▶ _Given information_:
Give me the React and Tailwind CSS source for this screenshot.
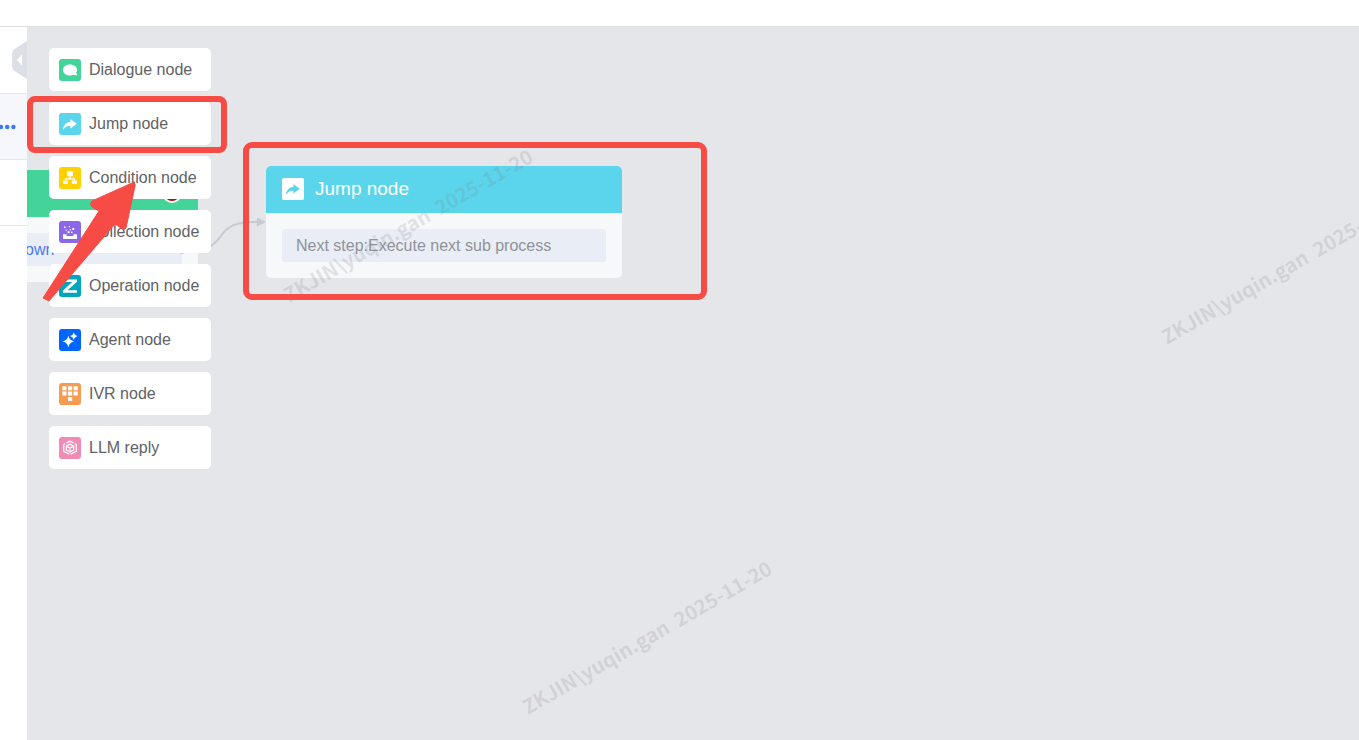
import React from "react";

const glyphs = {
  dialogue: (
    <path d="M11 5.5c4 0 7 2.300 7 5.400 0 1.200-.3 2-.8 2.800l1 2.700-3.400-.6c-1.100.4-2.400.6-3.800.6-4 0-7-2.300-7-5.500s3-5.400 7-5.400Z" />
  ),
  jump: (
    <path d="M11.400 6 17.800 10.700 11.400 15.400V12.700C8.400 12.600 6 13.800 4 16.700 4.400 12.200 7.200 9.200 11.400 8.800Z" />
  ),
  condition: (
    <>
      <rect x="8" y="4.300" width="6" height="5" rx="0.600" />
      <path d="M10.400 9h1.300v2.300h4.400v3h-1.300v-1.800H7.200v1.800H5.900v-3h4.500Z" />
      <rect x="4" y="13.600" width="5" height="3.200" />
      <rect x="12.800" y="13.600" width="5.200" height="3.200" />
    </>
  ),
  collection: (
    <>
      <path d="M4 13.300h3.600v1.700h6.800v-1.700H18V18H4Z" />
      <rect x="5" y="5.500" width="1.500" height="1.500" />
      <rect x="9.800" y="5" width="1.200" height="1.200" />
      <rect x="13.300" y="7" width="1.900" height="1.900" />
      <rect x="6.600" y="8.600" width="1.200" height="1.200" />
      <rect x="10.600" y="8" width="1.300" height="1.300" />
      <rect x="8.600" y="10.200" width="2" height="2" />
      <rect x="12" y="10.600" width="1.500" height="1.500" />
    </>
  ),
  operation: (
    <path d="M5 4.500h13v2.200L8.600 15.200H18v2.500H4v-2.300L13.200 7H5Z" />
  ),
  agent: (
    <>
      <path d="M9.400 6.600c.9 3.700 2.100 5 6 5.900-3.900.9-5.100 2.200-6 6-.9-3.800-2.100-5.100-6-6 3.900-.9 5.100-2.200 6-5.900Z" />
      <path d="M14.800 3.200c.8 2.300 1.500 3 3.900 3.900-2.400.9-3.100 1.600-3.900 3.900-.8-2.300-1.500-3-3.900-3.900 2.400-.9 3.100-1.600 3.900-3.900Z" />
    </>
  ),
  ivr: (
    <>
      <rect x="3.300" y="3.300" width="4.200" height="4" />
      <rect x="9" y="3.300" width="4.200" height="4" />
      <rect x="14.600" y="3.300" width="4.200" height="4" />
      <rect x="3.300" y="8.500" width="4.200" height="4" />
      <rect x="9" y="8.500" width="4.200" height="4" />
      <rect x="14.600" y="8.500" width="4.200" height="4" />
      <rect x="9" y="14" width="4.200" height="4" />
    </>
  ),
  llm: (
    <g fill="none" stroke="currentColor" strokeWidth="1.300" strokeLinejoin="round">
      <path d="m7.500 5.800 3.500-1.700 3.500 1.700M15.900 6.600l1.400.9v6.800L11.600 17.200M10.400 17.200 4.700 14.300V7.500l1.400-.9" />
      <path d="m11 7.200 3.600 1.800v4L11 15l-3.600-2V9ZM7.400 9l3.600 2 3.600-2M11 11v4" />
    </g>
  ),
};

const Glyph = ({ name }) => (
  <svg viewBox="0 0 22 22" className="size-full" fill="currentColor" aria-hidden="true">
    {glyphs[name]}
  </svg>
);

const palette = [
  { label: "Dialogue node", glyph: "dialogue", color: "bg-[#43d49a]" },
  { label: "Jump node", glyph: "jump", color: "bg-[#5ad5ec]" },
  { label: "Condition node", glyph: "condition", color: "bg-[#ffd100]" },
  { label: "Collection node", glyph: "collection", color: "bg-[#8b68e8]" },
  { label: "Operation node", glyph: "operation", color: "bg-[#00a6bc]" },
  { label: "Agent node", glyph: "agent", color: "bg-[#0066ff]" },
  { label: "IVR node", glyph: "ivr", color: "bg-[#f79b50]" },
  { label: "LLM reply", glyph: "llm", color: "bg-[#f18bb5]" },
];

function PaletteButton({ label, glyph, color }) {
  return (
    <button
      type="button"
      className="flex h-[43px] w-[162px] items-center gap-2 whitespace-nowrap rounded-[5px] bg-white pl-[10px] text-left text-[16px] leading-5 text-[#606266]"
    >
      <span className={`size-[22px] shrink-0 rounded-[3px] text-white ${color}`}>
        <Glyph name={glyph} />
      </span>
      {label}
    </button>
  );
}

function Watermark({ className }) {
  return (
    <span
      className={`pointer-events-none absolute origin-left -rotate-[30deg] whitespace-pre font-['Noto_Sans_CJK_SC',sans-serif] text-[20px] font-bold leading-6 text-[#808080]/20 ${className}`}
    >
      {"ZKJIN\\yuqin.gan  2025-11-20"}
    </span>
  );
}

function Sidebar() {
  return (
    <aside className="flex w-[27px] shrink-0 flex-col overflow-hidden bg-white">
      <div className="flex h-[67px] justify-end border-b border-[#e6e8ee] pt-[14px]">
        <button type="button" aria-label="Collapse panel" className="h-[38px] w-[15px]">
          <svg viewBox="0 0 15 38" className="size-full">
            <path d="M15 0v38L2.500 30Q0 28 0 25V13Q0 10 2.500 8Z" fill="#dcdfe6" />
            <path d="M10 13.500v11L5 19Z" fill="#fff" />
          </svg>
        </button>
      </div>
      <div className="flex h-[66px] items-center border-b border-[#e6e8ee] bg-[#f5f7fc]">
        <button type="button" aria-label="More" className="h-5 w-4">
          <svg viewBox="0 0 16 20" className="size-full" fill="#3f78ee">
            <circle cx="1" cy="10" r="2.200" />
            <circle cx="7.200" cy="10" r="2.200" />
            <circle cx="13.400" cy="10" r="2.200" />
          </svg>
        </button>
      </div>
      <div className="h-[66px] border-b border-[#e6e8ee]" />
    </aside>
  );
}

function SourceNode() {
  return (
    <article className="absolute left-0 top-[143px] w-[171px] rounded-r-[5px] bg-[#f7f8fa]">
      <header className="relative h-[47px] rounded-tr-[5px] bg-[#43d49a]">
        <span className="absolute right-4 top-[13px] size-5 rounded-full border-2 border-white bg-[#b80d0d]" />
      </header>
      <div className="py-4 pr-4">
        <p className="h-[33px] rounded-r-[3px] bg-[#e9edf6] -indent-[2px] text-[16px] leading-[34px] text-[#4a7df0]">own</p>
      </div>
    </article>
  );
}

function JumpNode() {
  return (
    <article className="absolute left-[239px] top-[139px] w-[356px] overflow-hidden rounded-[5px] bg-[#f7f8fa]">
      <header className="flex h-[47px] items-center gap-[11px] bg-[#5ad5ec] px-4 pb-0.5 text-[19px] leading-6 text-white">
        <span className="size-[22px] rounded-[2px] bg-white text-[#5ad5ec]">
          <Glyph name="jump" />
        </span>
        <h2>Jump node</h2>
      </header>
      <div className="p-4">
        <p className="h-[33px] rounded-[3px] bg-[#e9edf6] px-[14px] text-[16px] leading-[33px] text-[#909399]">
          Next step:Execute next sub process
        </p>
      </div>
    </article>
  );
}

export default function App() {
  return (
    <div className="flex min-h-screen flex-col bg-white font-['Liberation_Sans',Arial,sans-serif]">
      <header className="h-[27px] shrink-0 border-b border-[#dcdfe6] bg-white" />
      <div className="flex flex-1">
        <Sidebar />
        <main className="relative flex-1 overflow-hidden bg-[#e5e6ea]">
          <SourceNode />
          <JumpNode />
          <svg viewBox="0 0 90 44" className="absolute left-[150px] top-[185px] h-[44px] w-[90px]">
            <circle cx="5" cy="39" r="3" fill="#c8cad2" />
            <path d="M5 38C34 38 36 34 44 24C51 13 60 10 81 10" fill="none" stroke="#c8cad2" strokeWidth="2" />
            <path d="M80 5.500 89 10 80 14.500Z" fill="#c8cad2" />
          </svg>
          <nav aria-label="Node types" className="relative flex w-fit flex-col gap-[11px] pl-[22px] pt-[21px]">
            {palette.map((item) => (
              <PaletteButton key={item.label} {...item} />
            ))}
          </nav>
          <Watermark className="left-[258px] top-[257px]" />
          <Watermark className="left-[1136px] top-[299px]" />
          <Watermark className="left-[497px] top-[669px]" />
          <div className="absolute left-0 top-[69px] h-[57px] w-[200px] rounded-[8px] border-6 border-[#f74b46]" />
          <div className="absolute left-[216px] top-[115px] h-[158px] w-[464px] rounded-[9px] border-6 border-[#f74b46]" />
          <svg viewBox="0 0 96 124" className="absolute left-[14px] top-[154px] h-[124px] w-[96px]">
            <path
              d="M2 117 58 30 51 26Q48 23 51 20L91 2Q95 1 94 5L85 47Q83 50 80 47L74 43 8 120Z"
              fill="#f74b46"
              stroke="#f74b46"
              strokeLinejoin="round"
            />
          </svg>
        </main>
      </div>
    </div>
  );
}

▶ _Given instruction_: Copy every line above that includes the string "React".

▶ _Answer to this task_:
Give me the React and Tailwind CSS source for this screenshot.
import React from "react";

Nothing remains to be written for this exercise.